一窮不通
 「昨日しか巧くなってるとは思う」と最近ほぼ毎日岐阜に住むある人に言われます。
 岐阜で育ち岐阜弁に慣れ親しんだ僕ですが、「しか」なんて岐阜弁知りません。
 其の人に「何か質問したい事はある?」と訊かれる度に「『しか』って何ですか?」と訊きたくて仕方ありません。質問してしまえば相手の機嫌を損ねるのは判り切ってますのでいつも「いえ、特に無いです。」と返事してます。
 岐阜で育ち岐阜で就職した人で二十代から四十代の年齢の人は、岐阜弁は殆ど標準語と同じだと思っている人が多いみたいです。だから、方言だと想って無い言葉について其の言葉の意味を問われると馬鹿にされているのかと思って怒る人が多いんですよ。

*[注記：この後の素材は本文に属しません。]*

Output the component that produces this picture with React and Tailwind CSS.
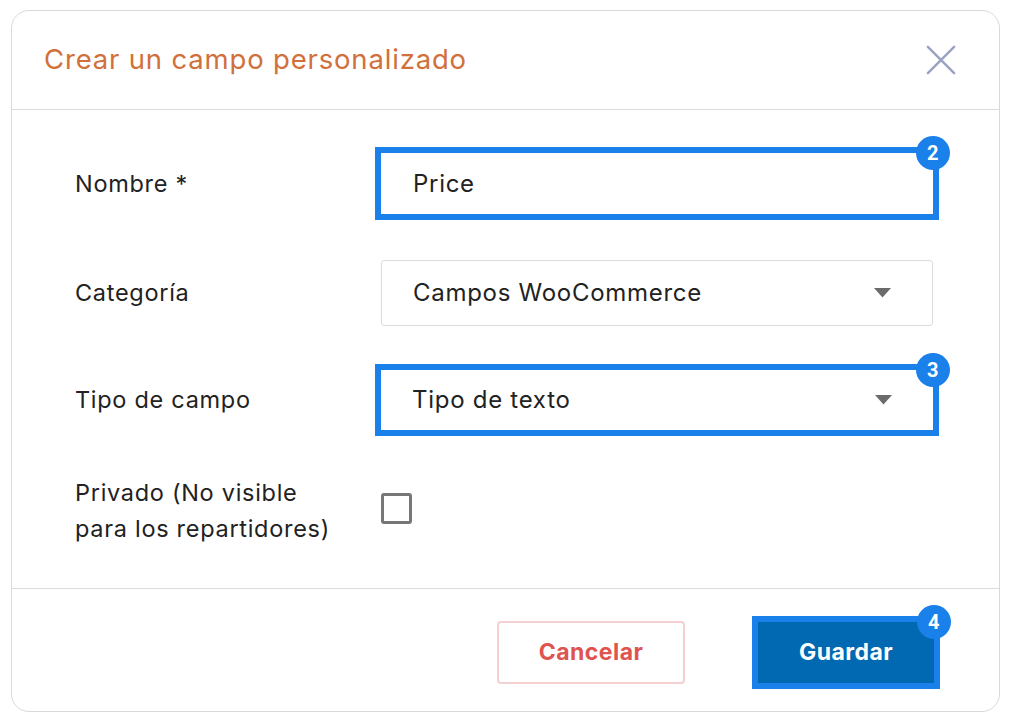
import { useState } from 'react'

const font = { fontFamily: 'Inter, "Open Sans", sans-serif' }

function Badge({ n }) {
  return (
    <span
      className="absolute -right-[17px] -top-[17px] z-10 flex h-[34px] w-[34px] items-center justify-center rounded-full bg-[#1a80ea] text-[20px] font-bold leading-none text-white"
      style={{ fontFamily: 'Roboto, sans-serif' }}
    >
      {n}
    </span>
  )
}

function Highlight({ n, children }) {
  return (
    <div className="relative">
      {children}
      <div className="pointer-events-none absolute -inset-[6px] border-[6px] border-[#1a80ea]" />
      <Badge n={n} />
    </div>
  )
}

function Caret() {
  return (
    <svg width="17" height="10" viewBox="0 0 17 10" className="shrink-0">
      <path d="M0 0 L17 0 L8.5 9.5 Z" fill="#6b6b6b" />
    </svg>
  )
}

function SelectBox({ value, className }) {
  return (
    <div
      className={`flex w-[552px] items-center justify-between rounded-[3px] border border-[#dcdcdc] bg-white pl-[31px] pr-[41px] text-[24px] tracking-[0.03em] text-[#222] ${className}`}
    >
      <span>{value}</span>
      <Caret />
    </div>
  )
}

export default function App() {
  const [nombre, setNombre] = useState('Price')
  const [privado, setPrivado] = useState(false)

  return (
    <div className="h-[724px] w-[1012px] overflow-hidden bg-white pt-[10px] pl-[11px]" style={font}>
      <div className="flex h-[702px] w-[989px] flex-col rounded-[18px] border border-[#d9d9d9] bg-white">
        <div className="flex h-[99px] shrink-0 items-center justify-between border-b border-[#dcdcdc] pl-[32px] pr-[43px]">
          <h1 className="text-[27.5px] font-normal tracking-[0.03em] text-[#d1703b]">Crear un campo personalizado</h1>
          <button type="button" className="flex h-[30px] w-[30px] items-center justify-center">
            <svg width="32" height="32" viewBox="0 0 32 32">
              <path d="M2 2 L30 30 M30 2 L2 30" stroke="#9ba3c3" strokeWidth="2.6" strokeLinecap="round" />
            </svg>
          </button>
        </div>

        <div className="shrink-0 pt-[40px] pb-[47px] pl-[63px] text-[23.5px] tracking-[0.03em] text-[#222]">
          <div className="grid h-[66px] grid-cols-[306px_552px] items-center">
            <label className="pt-[2px]">Nombre *</label>
            <Highlight n="2">
              <input
                className="block h-[61px] w-[552px] bg-white pl-[32px] text-[24px] outline-none"
                value={nombre}
                onChange={(e) => setNombre(e.target.value)}
              />
            </Highlight>
          </div>

          <div className="mt-[44px] grid h-[66px] grid-cols-[306px_552px] items-center">
            <label>Categoría</label>
            <SelectBox value="Campos WooCommerce" className="h-[66px]" />
          </div>

          <div className="mt-[41px] grid h-[66px] grid-cols-[306px_552px] items-center">
            <label>Tipo de campo</label>
            <Highlight n="3">
              <SelectBox value="Tipo de texto" className="h-[60px] rounded-none border-0" />
            </Highlight>
          </div>

          <div className="mt-[42px] grid h-[66px] grid-cols-[306px_552px] items-center">
            <label className="leading-[36px]">
              Privado (No visible
              <br />
              para los repartidores)
            </label>
            <button
              type="button"
              onClick={() => setPrivado(!privado)}
              className="mb-[6px] h-[31px] w-[31px] rounded-[3px] border-[3px] border-[#777]"
            />
          </div>
        </div>

        <div className="flex flex-1 items-center justify-end gap-[73px] border-t border-[#dcdcdc] pt-[5px] pr-[65px] text-[23px] font-bold tracking-[0.02em]">
          <button
            type="button"
            className="h-[63px] w-[188px] rounded-[4px] border-2 border-[#f4d0d0] bg-white text-[#df5350]"
          >
            Cancelar
          </button>
          <Highlight n="4">
            <button type="button" className="block h-[61px] w-[176px] bg-[#0069b1] text-white">
              Guardar
            </button>
          </Highlight>
        </div>
      </div>
    </div>
  )
}
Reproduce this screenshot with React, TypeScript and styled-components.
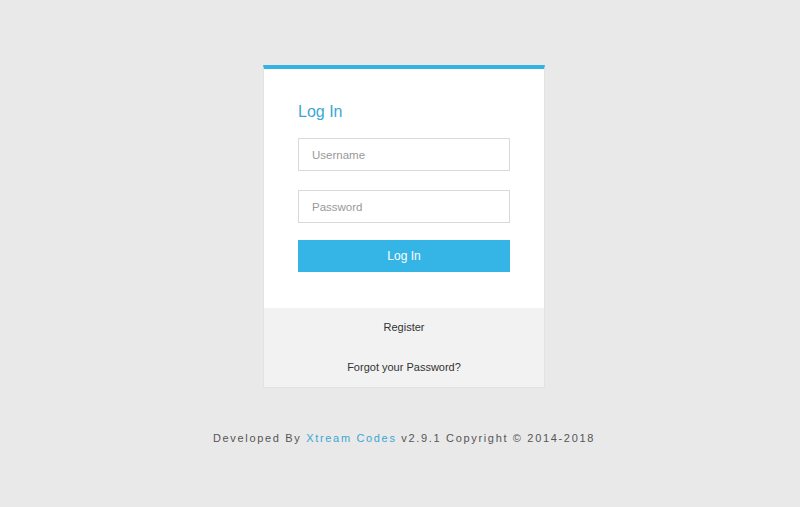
import React from "react";
import styled, { createGlobalStyle } from "styled-components";

const Global = createGlobalStyle`
  html, body { margin: 0; padding: 0; background: #e9e9e9; }
  body { font-family: "Liberation Sans", Arial, sans-serif; }
`;

const Page = styled.div`
  width: 800px;
  height: 507px;
  display: flex;
  flex-direction: column;
  align-items: center;
  padding: 65px 0 0 8px;
  box-sizing: border-box;
`;

const Card = styled.div`
  width: 282px;
  background: #fff;
  border-top: 4px solid #35b3e3;
  border-left: 1px solid #e2e2e2;
  border-right: 1px solid #e2e2e2;
  border-bottom: 1px solid #e2e2e2;
  box-sizing: border-box;
`;

const Body = styled.div`
  padding: 33px 34px 36px 34px;
  display: flex;
  flex-direction: column;
`;

const Title = styled.h3`
  margin: 0 0 16px 0;
  font-weight: normal;
  font-size: 16px;
  color: #3aa7d2;
  line-height: 20px;
`;

const Input = styled.input<{ $gap: number }>`
  height: 33px;
  box-sizing: border-box;
  border: 1px solid #d9d9d9;
  padding: 0 13px;
  font-family: "Liberation Sans", Arial, sans-serif;
  font-size: 11.5px;
  color: #333;
  margin: 0 0 ${(p) => p.$gap}px 0;
  outline: none;
  &::placeholder { color: #999; }
`;

const Button = styled.button`
  height: 32px;
  border: none;
  background: #35b5e5;
  color: #fff;
  font-family: "Liberation Sans", Arial, sans-serif;
  font-size: 12px;
`;

const Links = styled.div`
  background: #f2f2f2;
  display: flex;
  flex-direction: column;
  align-items: center;
  padding: 12px 0 12px;
  gap: 25px;
`;

const LinkText = styled.a`
  font-size: 11px;
  color: #333;
  line-height: 15px;
  text-decoration: none;
`;

const Footer = styled.div`
  margin-top: 44px;
  font-size: 11px;
  letter-spacing: 1.67px;
  color: #555;
`;

const Brand = styled.span`
  color: #3aa7d2;
`;

export default function App() {
  return (
    <>
      <Global />
      <Page>
        <Card>
          <Body>
            <Title>Log In</Title>
            <Input $gap={19} placeholder="Username" />
            <Input $gap={17} placeholder="Password" type="password" />
            <Button>Log In</Button>
          </Body>
          <Links>
            <LinkText>Register</LinkText>
            <LinkText>Forgot your Password?</LinkText>
          </Links>
        </Card>
        <Footer>
          Developed By <Brand>Xtream Codes</Brand> v2.9.1 Copyright © 2014-2018
        </Footer>
      </Page>
    </>
  );
}
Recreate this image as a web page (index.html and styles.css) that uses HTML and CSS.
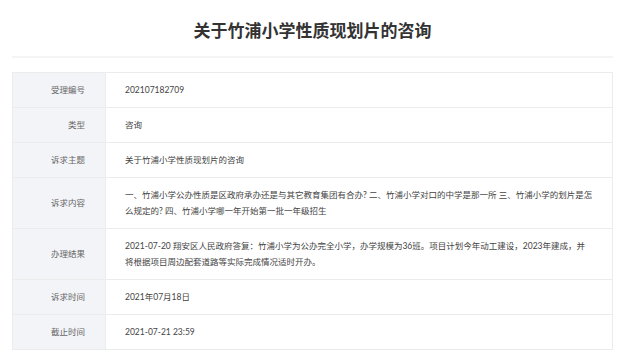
FILE: index.html
```html
<!DOCTYPE html>
<html lang="zh-CN">
<head>
<meta charset="utf-8">
<title>关于竹浦小学性质现划片的咨询</title>
<link rel="stylesheet" href="styles.css">
</head>
<body>
<div class="page">
  <h1 class="title">关于竹浦小学性质现划片的咨询</h1>
  <div class="divider"></div>
  <table class="info">
    <tr><th>受理编号</th><td>202107182709</td></tr>
    <tr><th>类型</th><td>咨询</td></tr>
    <tr><th>诉求主题</th><td>关于竹浦小学性质现划片的咨询</td></tr>
    <tr><th>诉求内容</th><td>一、竹浦小学公办性质是区政府承办还是与其它教育集团有合办? 二、竹浦小学对口的中学是那一所 三、竹浦小学的划片是怎么规定的? 四、竹浦小学哪一年开始第一批一年级招生</td></tr>
    <tr><th>办理结果</th><td>2021-07-20 翔安区人民政府答复：竹浦小学为公办完全小学，办学规模为36班。项目计划今年动工建设，2023年建成，并将根据项目周边配套道路等实际完成情况适时开办。</td></tr>
    <tr><th>诉求时间</th><td>2021年07月18日</td></tr>
    <tr><th>截止时间</th><td>2021-07-21 23:59</td></tr>
  </table>
</div>
</body>
</html>
```
FILE: styles.css
```css
html, body {
  margin: 0;
  padding: 0;
  background: #ffffff;
}
body {
  font-family: "Noto Sans CJK SC", "Noto Sans", sans-serif;
}
.page {
  padding: 0 12px;
}
.title {
  margin: 0;
  padding: 18px 0 14px;
  font-size: 17px;
  line-height: 24px;
  font-weight: bold;
  color: #333333;
  text-align: center;
}
.divider {
  height: 2px;
  background: #f4f4f5;
  margin-bottom: 14px;
}
.info {
  width: 100%;
  border-collapse: collapse;
  border: 1px solid #ececec;
  font-family: Lato, "Noto Sans CJK SC", sans-serif;
  font-size: 8.5px;
  line-height: 16px;
}
.info th, .info td {
  border-bottom: 1px solid #ececec;
  padding: 9px 19px;
  vertical-align: middle;
}
.info th {
  width: 53px;
  background: #f3f4f8;
  color: #666666;
  font-weight: normal;
  text-align: right;
  padding-right: 20px;
  border-right: 1px solid #ececec;
  white-space: nowrap;
}
.info td {
  color: #444444;
  text-align: left;
}
```
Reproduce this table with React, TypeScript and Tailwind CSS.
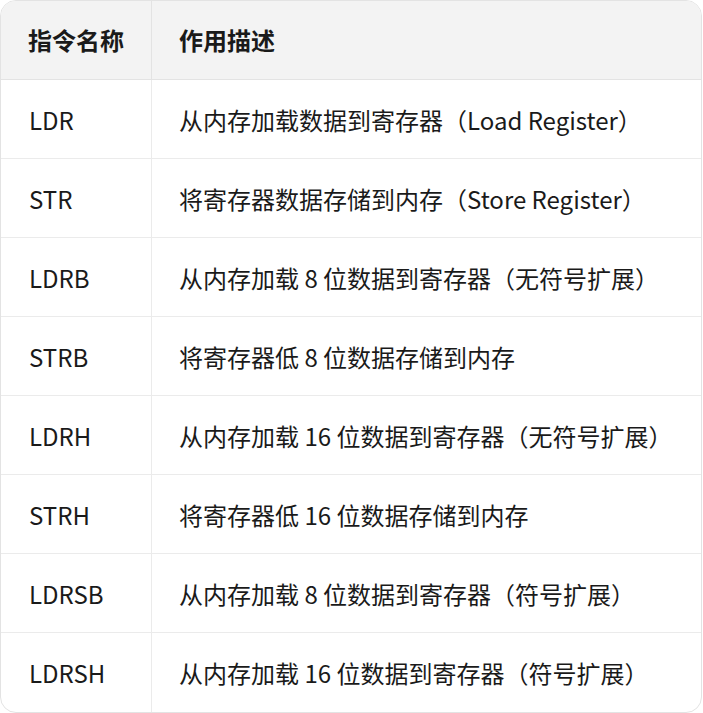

僕は自分が知らない方言を話す岐阜人に接した時は出来るだけ相手に言葉の意味を訊き返さずに聞き流すようにしてます。
 けど、こうも何回も「しか」を云われると気になります。
 なんなんでしょうかねぇ、「〜しか」って。「〜より」って意味だと解してますけど、合ってるんだろうか。

 ってか、同じ建物内に居る筈の母に「しか」について訊こうと思って家中探したところ、客間やかつて僕が使っていた物置部屋や書斎が妙に綺麗に片付けられているのに気付きました。
 片付け下手な母やお手伝いの人がやったとは思えないので、恐らく余りの惨状を憂いた伯母が片付けてくれたのだとは思いますが…物置部屋には僕のヴァイオリンや書籍や(幼い頃の)下着なども在った筈なのに見当たらず。ヴァイオリンだけならいいけど、黒魔術系の資料ばかりの書籍や捨てるか捨てまいか迷った挙句に放置してた下着類までもを伯母が見てしまったかと思うと…。
 ちょっと伯母に顔が合わせ辛いです。